Enter 100 for 1/100 s, or switch to whole seconds.
100 is the base ISO reference.

Enter values above and press Calculate to see your result.

Formula used

Exposure value combines aperture (N) and shutter time (t in seconds):

EV = log₂(N² ÷ t)

To compare across sensitivities, adjust to an ISO 100 reference:

EV₁₀₀ = EV − log₂(ISO ÷ 100)

Higher EV means brighter light. The Sunny 16 rule says bright sun is about EV 15 at ISO 100 (f/16 with shutter ≈ 1/ISO). Each whole EV step is one stop — a halving or doubling of light.

Worked examples

Sunny 16. f/16, 1/100 s, ISO 100 ≈ EV 14.6 — bright daylight.

Indoors. f/2.8, 1/60 s, ISO 100 ≈ EV 7.4 — dim interior light.

Night street. f/2, 1/30 s, ISO 1600 ≈ EV 3 at ISO 100 reference.

How to use this calculator

  1. Enter the aperture (f-number) you're using.
  2. Enter the shutter speed and choose 1/x or whole seconds.
  3. Enter the ISO.
  4. Press Calculate to see the EV, the ISO 100 reference EV, and a typical scene.

EV (at ISO 100) and typical light

EV₁₀₀LightingSunny 16 setting (1/100, ISO 100)
16Snow / bright sandf/22
15Bright sunlightf/16
14Hazy sun / soft shadowsf/11
12Overcast / bright shadef/5.6
9–10Sunset, open shadef/2.8
5–7Bright indoors

Each stop down in aperture (or step in shutter/ISO) changes EV by one.

Who should use this calculator

Photographers learning the exposure triangle, film shooters without a meter relying on Sunny 16, and anyone wanting to compare two settings on the same scale. It's a great teaching tool for understanding how aperture, shutter and ISO trade off.

Understanding the exposure triangle

Aperture controls depth of field, shutter speed controls motion blur, and ISO controls sensitivity (and noise). EV ties them together: any combination giving the same EV (at the same ISO) produces the same brightness. That's why you can open the aperture one stop and speed up the shutter one stop for an identical exposure with different creative effect.

Using Sunny 16 in the field

On a bright sunny day, set the aperture to f/16 and the shutter to 1/ISO (e.g. 1/100 s at ISO 100) for a correct exposure — roughly EV 15. Open up one stop for hazy sun, two for overcast, and three for open shade. The EV here helps you sanity-check a meterless exposure.

Limitations of this calculator

EV describes a brightness level, not a guaranteed correct exposure for your subject — backlighting, very dark or bright subjects, and creative intent all matter.
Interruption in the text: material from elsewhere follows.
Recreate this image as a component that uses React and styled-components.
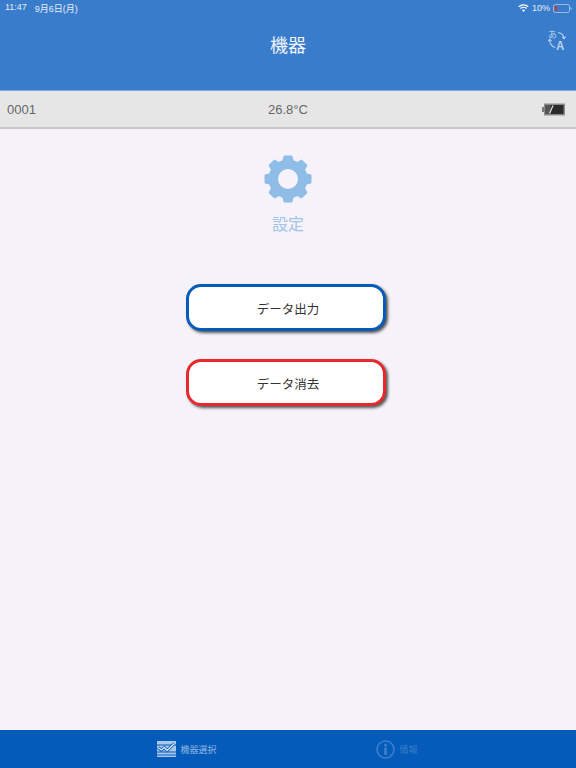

Treat EV and Sunny 16 as reliable starting points, and use your histogram to confirm.

Frequently asked questions

What is exposure value (EV)?

EV is a single number summarising a combination of aperture and shutter speed (referenced to an ISO). Higher EV means brighter conditions; each whole step is one stop of light.

What is the Sunny 16 rule?

In bright sun, set aperture to f/16 and shutter to 1 over your ISO (e.g. 1/100 s at ISO 100) for a correct exposure — about EV 15.

How does ISO affect EV?

Raising ISO lets you shoot in lower EV (darker) conditions. The EV₁₀₀ value normalises everything to ISO 100 so settings are comparable.

Do different settings with the same EV look identical?

In brightness, yes — but depth of field and motion blur differ. f/2.8 at 1/500 and f/8 at 1/60 can share an EV yet look very different creatively.

Is a higher EV brighter or darker?

Higher EV corresponds to brighter light and therefore smaller apertures or faster shutters to expose correctly.